COMMERCE - Poverty: the state or condition of having little or no money, goods, or means of support; condition of being poor.
And as a high number of local citizens continue to struggle to meet living essentials, a large contingent is again exploring ways they can help.
An organization formed more than three years ago to curb poverty in Commerce hopes to reorganize efforts as part of a Thursday meeting. The local alliance of ministers is asking interesting citizens to attend the 6 p.m. event at First Presbyterian Church at 1216 Monroe Street.
Commerce resident Wyman Williams has been invited to present on the subject. He was part of the original group of advocates for starting EPIC, or Eliminating Poverty in Commerce. The idea was to mobilize the community into action to break the cycle of generational poverty in town.
“We had leadership changes among several of the entities that were initially involved and it ceased to be a continuing discussion. And recently there’s a new group of leaders that want to be informed about what happened; why, how and what resulted and what we may do for the future,” Williams said.
Two things that exist from the early stages of EPIC include support of the Communities in Schools Program at Commerce ISD and the Commerce Community Garden, which remains viable, according to Williams.
Former pastor of the First United Methodist Church of Commerce Lisa Greenwood Wolcott was also part of the initial effort to create EPIC.

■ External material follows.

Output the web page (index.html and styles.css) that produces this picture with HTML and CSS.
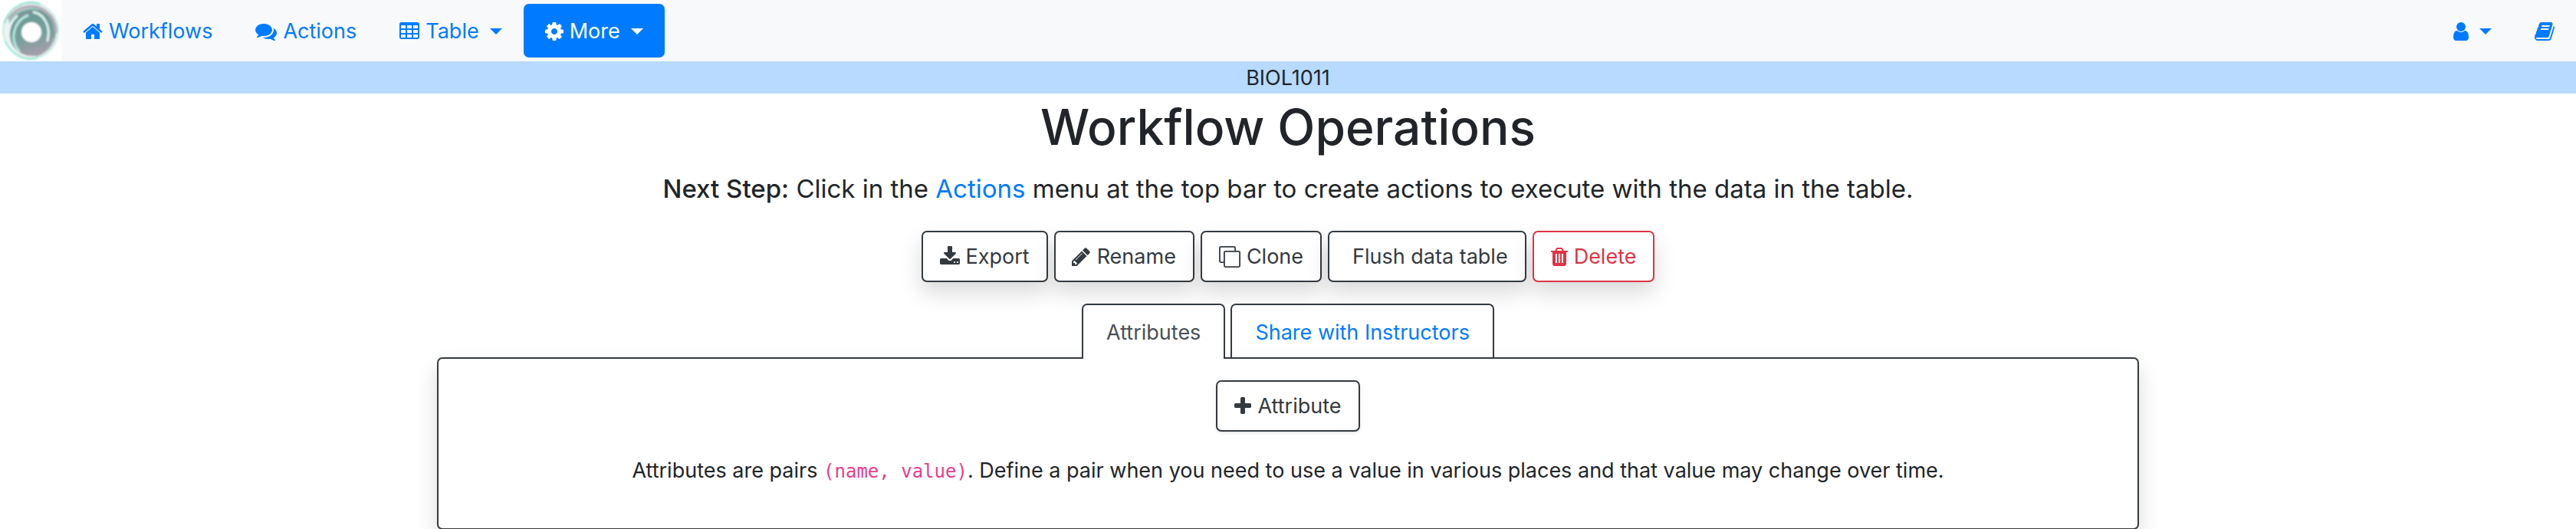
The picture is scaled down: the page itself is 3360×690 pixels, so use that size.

In a 2009 interview with the East Texan, she said “[Poverty] robs people of their ability to fully participate in society, but also it impacts the city's ability to grow and flourish and unfortunately perpetuates itself for generations."
One way you can portray poverty in Commerce, as Williams notes, is through the large amount of public school students who are qualified for free or reduced price lunches.
He added, “You have those who are in need of assistance that ask for help through our local food bank; those that come to churches and ask for financial assistance for emergencies. And those are continuous.”
The First Presbyterian Church of Commerce, which houses the Commerce Food Pantry, opens its doors to distribute goods to needy families each Thursday. They recently served 39 families within the one hour pick-up time, exceeding normal totals. And lately the pantry has struggled to keep their shelves fully stocked.
Williams says in EPIC’s initial stages, they encouraged participants to read the book The Last Dropout: Stop the Epidemic, by Bill Milliken, of which they purchased 50 and dispersed throughout the community.
Milliken is the founder of the national effort Communities in Schools, which seeks community volunteers to tutor and/or mentor students. Concerned adults and non-family members are brought in to meet with students in a structured environment to encourage them in their academics.
Thursday’s meeting is “A reorganization of something that has existed and has been set aside as far as regular meeting and further investigation and development of new programs,” said Williams. “And that’s what several people hope will come from this meeting is starting, with the new group of people, informing them as to what got us to action in 2008 and 2009. What resulted from it.”